The task:
Render the material again word for word, skipping the pictures in it.

Dataset excerpt:
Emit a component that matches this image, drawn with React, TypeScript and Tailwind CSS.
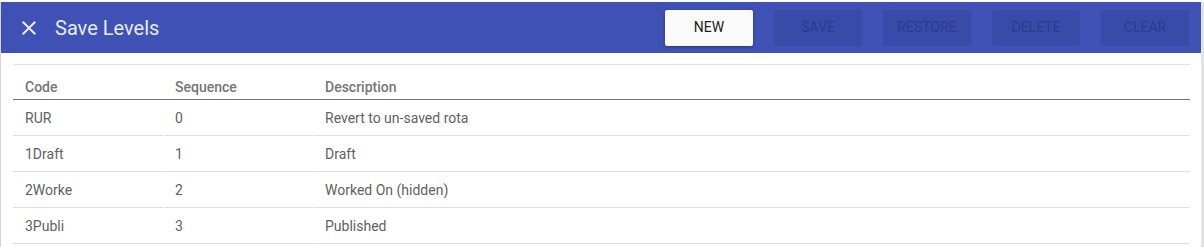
const rows = [
  { code: "RUR", seq: "0", desc: "Revert to un-saved rota" },
  { code: "1Draft", seq: "1", desc: "Draft" },
  { code: "2Worke", seq: "2", desc: "Worked On (hidden)" },
  { code: "3Publi", seq: "3", desc: "Published" },
];

const CloseIcon = () => (
  <svg viewBox="0 0 24 24" className="w-[24px] h-[24px] fill-[#e8eaf6]">
    <path d="M19 6.41L17.59 5 12 10.59 6.41 5 5 6.41 10.59 12 5 17.59 6.41 19 12 13.41 17.59 19 19 17.59 13.41 12z" />
  </svg>
);

const ToolButton = (props: { label: string; disabled?: boolean }) => {
  if (!props.disabled) {
    return (
      <button className="w-[88px] h-[36px] rounded-[2px] bg-[#fafafa] text-[#212121] text-[14px] shadow-[0_1px_3px_rgba(0,0,0,0.35)]">
        {props.label}
      </button>
    );
  }
  return (
    <button className="w-[88px] h-[36px] rounded-[2px] bg-[#394ba8] text-[#2d3b8e] text-[14px]">
      {props.label}
    </button>
  );
};

export default function App() {
  return (
    <div
      className="w-[1204px] h-[247px] bg-white pt-[2px] overflow-hidden"
      style={{ fontFamily: "Roboto, 'Liberation Sans', sans-serif" }}
    >
      <div className="h-full border-l border-l-[#d6d6d6] border-r-[3px] border-r-[#e2e2e2]">
        <div className="h-[51px] bg-[#3f51b5] flex items-center pl-[16px] pr-[12px]">
          <CloseIcon />
          <div className="ml-[14px] text-[20px] text-[#e8eaf6]">Save Levels</div>
          <div className="ml-auto flex gap-[21px]">
            <ToolButton label="NEW" />
            <ToolButton label="SAVE" disabled />
            <ToolButton label="RESTORE" disabled />
            <ToolButton label="DELETE" disabled />
            <ToolButton label="CLEAR" disabled />
          </div>
        </div>
        <div className="pt-[11px] pl-[12px] pr-[11px]">
          <div className="border-t border-[#e0e0e0]">
            <div className="flex gap-[1px] h-[35px] items-end pb-[1px] border-b-[1.5px] border-[#757575] text-[14px] font-medium text-[#757575]">
              <div className="w-[150px] pl-[12px]">Code</div>
              <div className="w-[149px] pl-[11px]">Sequence</div>
              <div className="flex-1 pl-[11px]">Description</div>
            </div>
            {rows.map((r) => (
              <div key={r.code} className="flex h-[36px] text-[14px] text-[#616161] gap-[1px]">
                <div className="w-[150px] flex items-center pl-[12px] pt-[1px] border-b border-[#dcdcdc]">{r.code}</div>
                <div className="w-[149px] flex items-center pl-[11px] pt-[1px] border-b border-[#dcdcdc]">{r.seq}</div>
                <div className="flex-1 flex items-center pl-[11px] pt-[1px] border-b border-[#dcdcdc]">{r.desc}</div>
              </div>
            ))}
          </div>
        </div>
      </div>
    </div>
  );
}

Output of the exercise:
Emit a component that matches this image, drawn with React, TypeScript and Tailwind CSS.
const rows = [
  { code: "RUR", seq: "0", desc: "Revert to un-saved rota" },
  { code: "1Draft", seq: "1", desc: "Draft" },
  { code: "2Worke", seq: "2", desc: "Worked On (hidden)" },
  { code: "3Publi", seq: "3", desc: "Published" },
];

const CloseIcon = () => (
  <svg viewBox="0 0 24 24" className="w-[24px] h-[24px] fill-[#e8eaf6]">
    <path d="M19 6.41L17.59 5 12 10.59 6.41 5 5 6.41 10.59 12 5 17.59 6.41 19 12 13.41 17.59 19 19 17.59 13.41 12z" />
  </svg>
);

const ToolButton = (props: { label: string; disabled?: boolean }) => {
  if (!props.disabled) {
    return (
      <button className="w-[88px] h-[36px] rounded-[2px] bg-[#fafafa] text-[#212121] text-[14px] shadow-[0_1px_3px_rgba(0,0,0,0.35)]">
        {props.label}
      </button>
    );
  }
  return (
    <button className="w-[88px] h-[36px] rounded-[2px] bg-[#394ba8] text-[#2d3b8e] text-[14px]">
      {props.label}
    </button>
  );
};

export default function App() {
  return (
    <div
      className="w-[1204px] h-[247px] bg-white pt-[2px] overflow-hidden"
      style={{ fontFamily: "Roboto, 'Liberation Sans', sans-serif" }}
    >
      <div className="h-full border-l border-l-[#d6d6d6] border-r-[3px] border-r-[#e2e2e2]">
        <div className="h-[51px] bg-[#3f51b5] flex items-center pl-[16px] pr-[12px]">
          <CloseIcon />
          <div className="ml-[14px] text-[20px] text-[#e8eaf6]">Save Levels</div>
          <div className="ml-auto flex gap-[21px]">
            <ToolButton label="NEW" />
            <ToolButton label="SAVE" disabled />
            <ToolButton label="RESTORE" disabled />
            <ToolButton label="DELETE" disabled />
            <ToolButton label="CLEAR" disabled />
          </div>
        </div>
        <div className="pt-[11px] pl-[12px] pr-[11px]">
          <div className="border-t border-[#e0e0e0]">
            <div className="flex gap-[1px] h-[35px] items-end pb-[1px] border-b-[1.5px] border-[#757575] text-[14px] font-medium text-[#757575]">
              <div className="w-[150px] pl-[12px]">Code</div>
              <div className="w-[149px] pl-[11px]">Sequence</div>
              <div className="flex-1 pl-[11px]">Description</div>
            </div>
            {rows.map((r) => (
              <div key={r.code} className="flex h-[36px] text-[14px] text-[#616161] gap-[1px]">
                <div className="w-[150px] flex items-center pl-[12px] pt-[1px] border-b border-[#dcdcdc]">{r.code}</div>
                <div className="w-[149px] flex items-center pl-[11px] pt-[1px] border-b border-[#dcdcdc]">{r.seq}</div>
                <div className="flex-1 flex items-center pl-[11px] pt-[1px] border-b border-[#dcdcdc]">{r.desc}</div>
              </div>
            ))}
          </div>
        </div>
      </div>
    </div>
  );
}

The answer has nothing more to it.